¿Dónde, Sharon?
Desde hace décadas no suele haber peor augurio para una causa justa que la adhesión a la misma por parte de Noam Chomsky, ese gran gurú de la izquierda pitecantrópica que lleva toda una larga vida equivocándose con juvenil entusiasmo. A Chomsky la edad le cierra ya toda posibilidad de enmienda y además no tiene de qué dimitir, todo lo contrario, por ejemplo -y esto es un inciso-, que nuestro ministro de Defensa, Federico Trillo, otro hombre muy inteligente y capaz, que sí tiene la magnífica oportunidad de recuperarse de sus errores y desaguisados presentando una dimisión irrevocable en La Moncloa antes de que comience la campaña electoral y de evitar así su metamorfosis en caricatura, triste proceso ya consumado en Chomsky hace tiempo.
Por ello es noticia que Chomsky haya publicado en The New York Times un artículo lleno de sentido común y totalmente exento de sus habituales argumentos dogmáticos, visionarios y vitriólicos a un tiempo. Dice el profesor de lingüística del MIT (Instituto de Tecnología de Massachussets) que Israel tiene el derecho y el deber de protegerse ante las oleadas asesinas que siembran el terror en sus ciudades. Y que si cree tener que hacer para ello un muro, que lo haga. Pero en su territorio. Porque el muro que se construye en territorios ocupados y cuya legalidad debate estos días el Tribunal Internacional de La Haya no es un mero artificio de protección, sino un instrumento de limpieza étnica en una parte de Cisjordania que hará además inviable una vida digna en el resto.

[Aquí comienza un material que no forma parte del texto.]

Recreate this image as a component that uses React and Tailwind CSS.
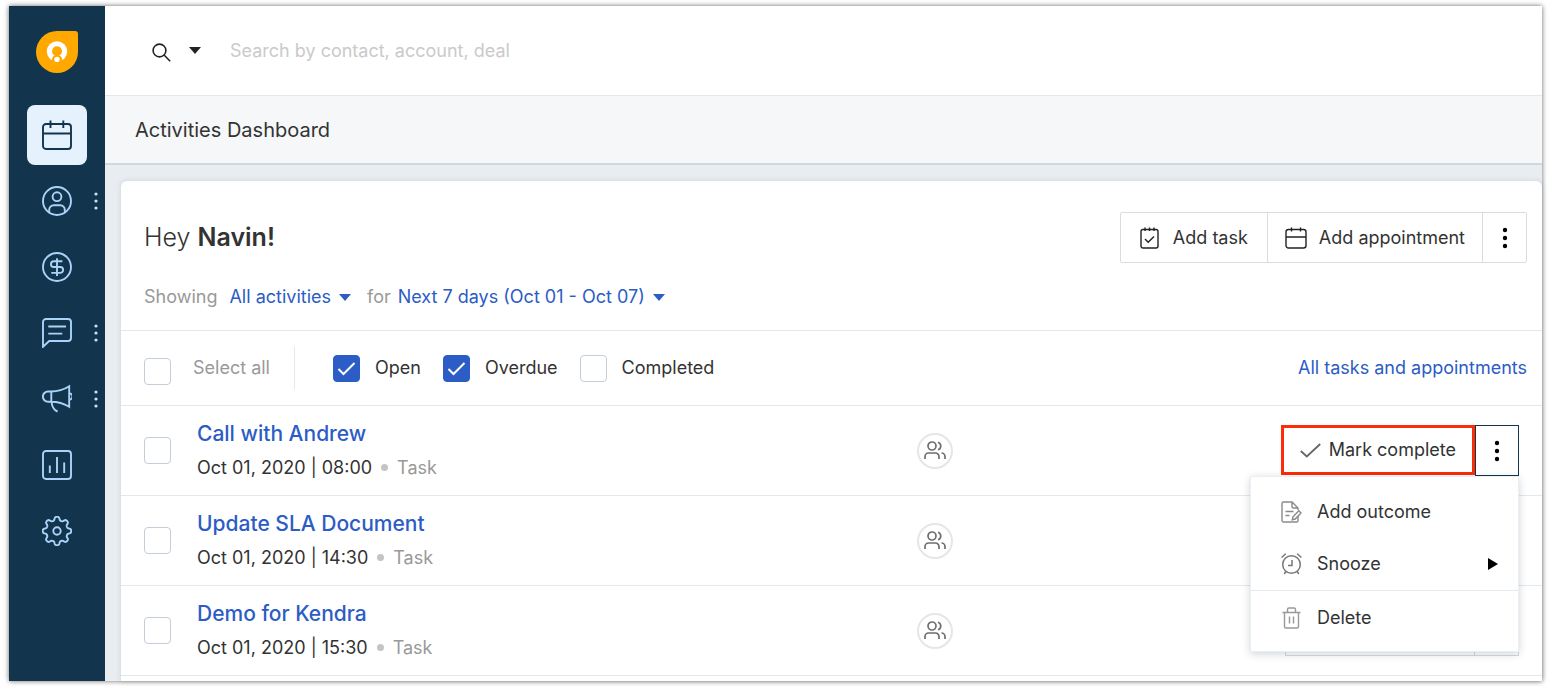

Israel ha anunciado que no reconoce competencia al Tribunal. Pero no ha podido despreciarlo con la displicencia con que ha tratado otras amonestaciones internacionales. Ha enviado a la ciudad holandesa una amplia representación nutrida de víctimas del terrorismo y de sus mejores diplomáticos. Las víctimas, las israelíes y las palestinas, siempre tienen razón porque llegan cargadas de mil trágicas razones. El cuerpo diplomático israelí no lo tiene igual de fácil. Desde 1967, Israel ha violado todos los principios a observar por un Estado en territorios por él ocupados. La política de asentamientos, constante bajo todos los Gobiernos israelíes, era hasta ahora la violación más obscena. El muro en construcción caprichosa por tierras palestinas es más grave si cabe. Como los asentamientos, pero en dimensiones mayúsculas, esta obra es un violento acto de latrocinio de territorio, de viviendas, tierras agrícolas y agua a los palestinos, un inhumano impedimento para el movimiento de la población y parte de una política de hechos consumados cuyos resultados previsibles son la dinamitación preventiva de cualquier base para un proceso de paz y la emigración hacia el este de Cisjordania de los habitantes de la franja afectada. Tan previsible como los trágicos efectos de esa pared de hormigón de diez metros de altura que el Gobierno israelí llama "vallas" es que toda condena de La Haya a este monumento a la inhumanidad será descalificada por Sharon como otra prueba del antisemitismo europeo. Sabe que no es cierto, aunque los sacerdotes de esa miseria moral que es el antisemitismo también se nutren de la rabia. Sharon es experto en generarla. Y demuestra que además de cínico es un iluso. Aún cree que puede basar la seguridad de Israel en la profundización de la tragedia palestina. A base de crear bantustanes en Cisjordania, Israel puede acabar haciendo un bantustán de sí mismo. Cuando ya no puede estar seguro de contar con un George Bush en Washington que le consienta su política de tierra calcinada. En los años treinta, un viejo rabino, viendo la agresividad de desfiles de judíos bolcheviques y sionistas por las calles de Varsovia, le preguntaba a su hijo, el escritor Isaac Bashevis Singer, que dónde había quedado la larga tradición del culto judío a la compasión. ¿Dónde, Sharon?